Ein untypisches Publikum hat sich zum Abschluss des Harbour Front Literaturfestivals in der Laeiszhalle versammelt: tendenziell eher jugendlich, tendenziell eher weiblich, hohe Dutt- und Stofftaschendichte. Es liest Umweltaktivistin Luisa Neubauer, das Gesicht der deutschen Fridays-for-Future-Bewegung und als solche eine Identifikationsfigur für eine junge, verantwortungsbewusste, akademisch-bürgerliche Zuhörerschaft.
Außerdem eine alte Bekannte – Festivalleiter Nikolaus Hansen kündigt die heute 26-Jährige als „Stammgast bei Harbourfront“ an, man weiß also, was man bekommt. Zudem schließt sich mit der Veranstaltung ein Kreis: Am 8. September eröffnete Maja Göpel das Festival ebenfalls mit einem gesellschaftspolitischen Thema, da ist es nur folgerichtig, dass Neubauer gesellschaftspolitisch einen Abschluss findet.
Gelungene Überraschung in der Laeiszhalle: Doppellesung
Wegen des eigentlichen Knalleffekts des Abends können die vielen Besucher freilich gar nicht gekommen sein: Neubauer stellt ihr Buch „Gegen die Ohnmacht. Meine Großmutter, die Politik und ich“ vor, das sie gemeinsam mit Dagmar Reemtsma geschrieben hat, ihrer 1933 geborenen Großmutter.
Aber dass es sich hier nicht nur um die Lesung einer jungen Frau handelt, sondern tatsächlich um eine Doppellesung, bleibt geheim, bis Moderator Jens Büchsenmann die Bühne betritt, am Arm die Endachtzigerin. Eine Überraschung – und zwar tatsächlich eine gelungene. Das Publikum tobt.

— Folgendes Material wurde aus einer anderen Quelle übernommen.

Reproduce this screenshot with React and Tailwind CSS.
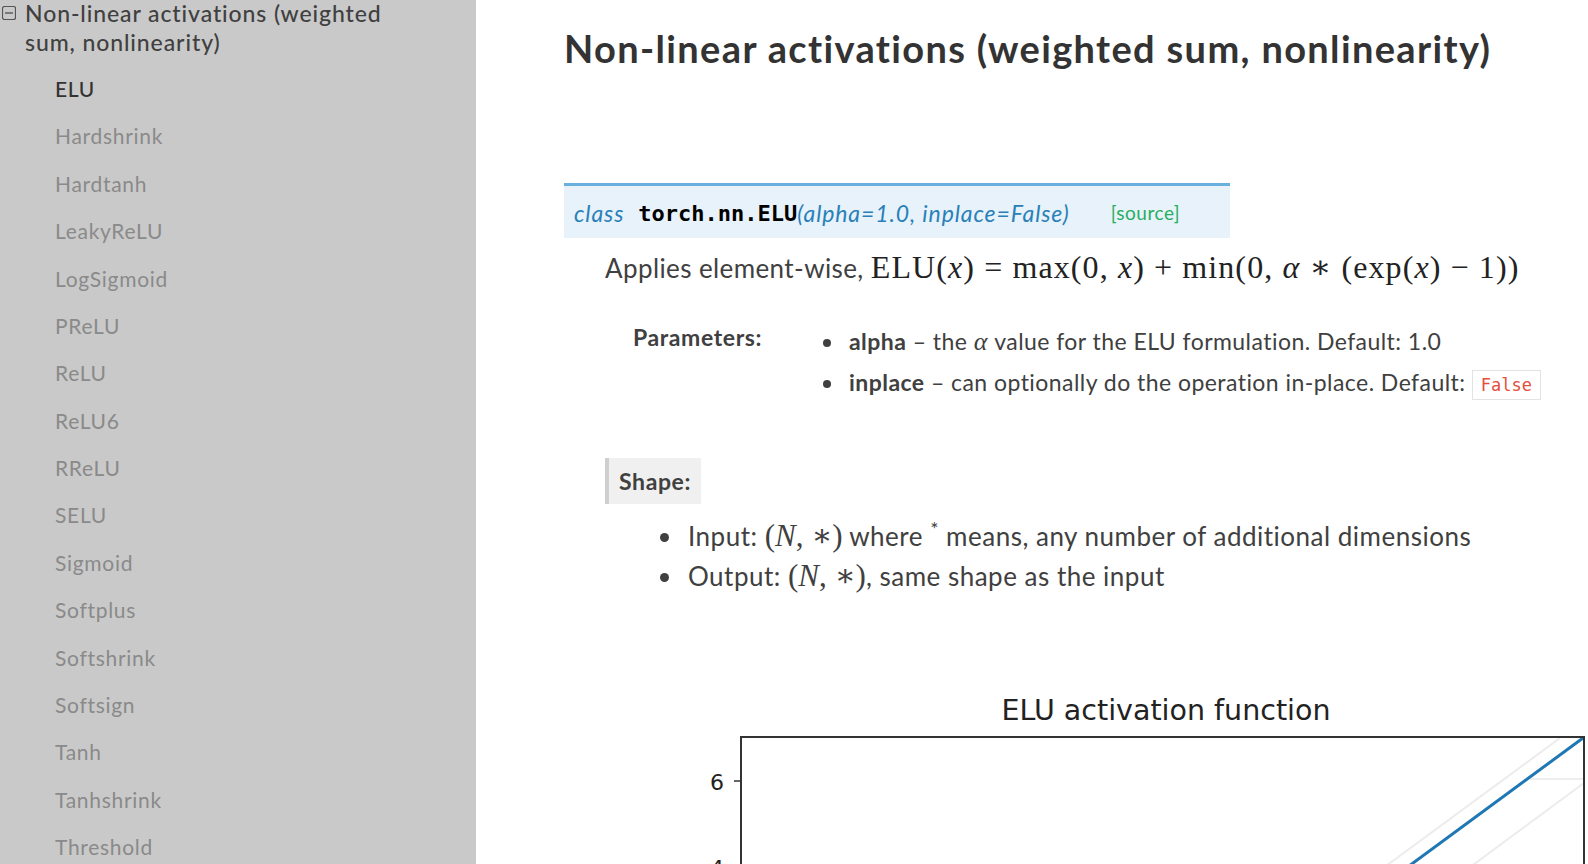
import React from 'react';

const items = [
  'ELU', 'Hardshrink', 'Hardtanh', 'LeakyReLU', 'LogSigmoid', 'PReLU', 'ReLU', 'ReLU6',
  'RReLU', 'SELU', 'Sigmoid', 'Softplus', 'Softshrink', 'Softsign', 'Tanh', 'Tanhshrink', 'Threshold',
];

const lato = { fontFamily: 'Lato, "Open Sans", sans-serif' };
const serif = { fontFamily: '"Liberation Serif", "DejaVu Serif", serif' };
const mono = { fontFamily: '"DejaVu Sans Mono", monospace' };

function Sidebar() {
  return (
    <div className="w-[476px] shrink-0 h-[864px] overflow-hidden bg-[#c9c9c9] text-[#404040]" style={lato}>
      <div className="flex items-start pl-[2px]">
        <svg width="14" height="14" viewBox="0 0 14 14" className="mt-[6px] mr-[9px] shrink-0">
          <rect x="0.5" y="0.5" width="13" height="13" rx="2" fill="none" stroke="#555" strokeWidth="1.2" />
          <line x1="3" y1="7" x2="11" y2="7" stroke="#555" strokeWidth="1.4" />
        </svg>
        <div className="text-[23px] leading-[29px] font-medium tracking-[0.9px] -mt-[1px]">
          Non-linear activations (weighted<br />sum, nonlinearity)
        </div>
      </div>
      <ul className="mt-[8px]">
        {items.map((it, i) => (
          <li
            key={it}
            className={
              'pl-[55px] h-[47.4px] flex items-center text-[21px] tracking-[0.7px] ' +
              (i === 0 ? 'text-[#333] font-medium' : 'text-[#8a8a8a]')
            }
          >
            {it}
          </li>
        ))}
      </ul>
    </div>
  );
}

function Chart() {
  return (
    <div className="ml-[126px] mt-[97px] w-[898px]">
      <div
        className="text-center text-[28.5px] text-[#222] pl-[54px] leading-[36px]"
        style={{ fontFamily: '"DejaVu Sans", sans-serif' }}
      >
        ELU activation function
      </div>
      <svg width="898" height="140" viewBox="0 0 898 140" className="block mt-[7px]">
        <line x1="870" y1="2" x2="677" y2="144" stroke="#ececec" strokeWidth="2" />
        <line x1="894" y1="47" x2="764" y2="143" stroke="#ececec" strokeWidth="2" />
        <line x1="840" y1="43" x2="894" y2="43" stroke="#eeeeee" strokeWidth="2" />
        <line x1="893" y1="2" x2="700" y2="144" stroke="#1f77b4" strokeWidth="3" />
        <rect x="51" y="1" width="843" height="160" fill="none" stroke="#333" strokeWidth="2" />
        <line x1="44" y1="45" x2="51" y2="45" stroke="#333" strokeWidth="1.5" />
        <text x="27" y="54" textAnchor="middle" fontSize="22" fill="#222" fontFamily="DejaVu Sans, sans-serif">6</text>
        <text x="27" y="140" textAnchor="middle" fontSize="22" fill="#222" fontFamily="DejaVu Sans, sans-serif">4</text>
      </svg>
    </div>
  );
}

export default function App() {
  return (
    <div className="flex w-[1588px] h-[864px] overflow-hidden bg-white">
      <Sidebar />
      <div className="flex-1 pl-[88px] text-[#404040]" style={lato}>
        <h1 className="text-[38px] font-bold tracking-[1.35px] leading-[44px] mt-[26px] text-[#333]">
          Non-linear activations (weighted sum, nonlinearity)
        </h1>

        <div className="mt-[113px] w-[666px] h-[55px] border-t-[3px] border-[#6ab0de] bg-[#e7f2fa] flex items-center pl-[10px] pt-[3px] text-[23px] tracking-[0.9px]">
          <em className="text-[#2980b9]">class</em>
          <span className="ml-[14px] font-bold text-black text-[22px] tracking-normal" style={mono}>
            torch.nn.ELU
          </span>
          <em className="text-[#2980b9]">(alpha=1.0, inplace=False)</em>
          <span className="ml-[41px] text-[#27ae60] text-[19px] tracking-[0.5px]">[source]</span>
        </div>

        <div className="pl-[41px]">
          <p className="mt-[11px] text-[26px] tracking-[0.4px] leading-[36px] flex items-baseline">
            <span>Applies element-wise,&nbsp;</span>
            <span className="text-[32px] tracking-[1.1px] text-[#222]" style={serif}>
              ELU(<i>x</i>) = max(0, <i>x</i>) + min(0, <i>α</i> ∗ (exp(<i>x</i>) − 1))
            </span>
          </p>

          <div className="flex mt-[35px] text-[23px] tracking-[0.45px] leading-[40px]">
            <div className="w-[190px] pl-[28px] font-bold -mt-[4px] tracking-[0.6px]">Parameters:</div>
            <ul className="list-disc pl-[50px]">
              <li className="pl-[4px]">
                <b>alpha</b> – the <i style={serif} className="text-[26px]">α</i> value for the ELU formulation. Default: 1.0
              </li>
              <li className="pl-[4px]">
                <b>inplace</b> – can optionally do the operation in-place. Default:{' '}
                <code
                  className="inline-block border border-[#e1e4e5] bg-white text-[#e74c3c] text-[17px] tracking-normal leading-[28px] px-[8px] align-middle"
                  style={mono}
                >
                  False
                </code>
              </li>
            </ul>
          </div>

          <div className="mt-[56px] inline-block bg-[#f0f0f0] border-l-[4px] border-[#cfcfcf] px-[10px] h-[46px] leading-[46px] text-[23px] tracking-[0.6px] font-bold">
            Shape:
          </div>

          <ul className="list-disc pl-[79px] mt-[12px] text-[26px] tracking-[0.5px] leading-[40px]">
            <li className="pl-[4px]">
              Input: <span style={serif} className="text-[31px] tracking-normal">(<i>N</i>, ∗)</span> where <sup>*</sup> means, any number of additional dimensions
            </li>
            <li className="pl-[4px]">
              Output: <span style={serif} className="text-[31px] tracking-normal">(<i>N</i>, ∗)</span>, same shape as the input
            </li>
          </ul>
        </div>

        <Chart />
      </div>
    </div>
  );
}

Neubauer: Erinnerungen an politische Nachmittage in Elbvororten
Denn, bei allem Respekt für Neubauer: Die Großmutter ist die interessantere Person. Aufgewachsen ist sie in Ostpreußen, kurz vor Kriegsende wurde der Vater im KZ Stutthof umgebracht. Später heiratete sie den Zigarettenfabrikanten Feiko Reemtsma und wurde so Teil der höheren Hamburger Gesellschaft, engagierte sich in der Anti-Atomkraft-Bewegung und politisierte so ihre Enkelin. Immer wieder beschreibt Neubauer in dem Buch Proustsche Madeleine-Momente.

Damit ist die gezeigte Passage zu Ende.